By calculating the age of crusts that formed over the paintings, the authors were able to discern minimum ages for the artworks. If they were able to get a sample of the crust just beneath the painting, they were able to determine the maximum age of the art.
Over the course of two field seasons spent collecting crusts from the caves, the authors collected 15 calcium carbonate samples from 13 works of art at six separate cave sites.
This revealed that the earliest rock art phase in Borneo began sometime between 52,000 and 40,000 years ago. The second, dark-purple phase, appears to begin somewhere around 20,000 years ago. The final phase is likely significantly more recent, with art that was probably made in the past 4,000 years, the authors said.

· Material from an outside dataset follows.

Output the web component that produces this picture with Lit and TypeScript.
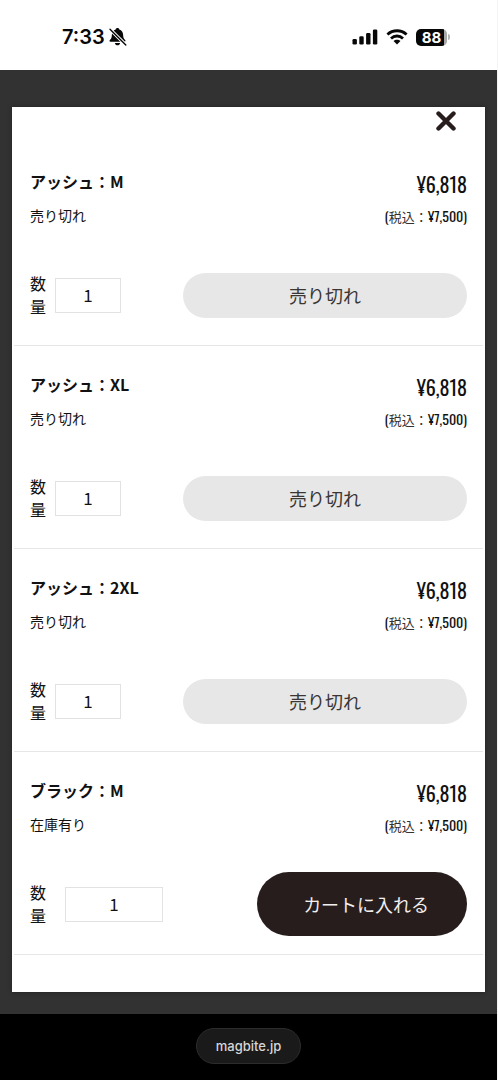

Aubert said these findings have left the team puzzled.
In Europe, the start of figurative art coincides nicely with the arrival of early modern humans on the continent. But early modern humans arrived in Southeast Asia between 70,000 and 60,000 years ago, Aubert said. Why hasn’t any rock art been found that coincides with their arrival?
One possibility is that it exists but is still hidden, he said. Or perhaps there were two waves of human migrations to the area — one group that did not make rock art, and another 20,000 years later that did.
The authors also noted that the transition from depicting the animal world to the human world in the Borneo caves happens at about the same time as a similar transition in Europe.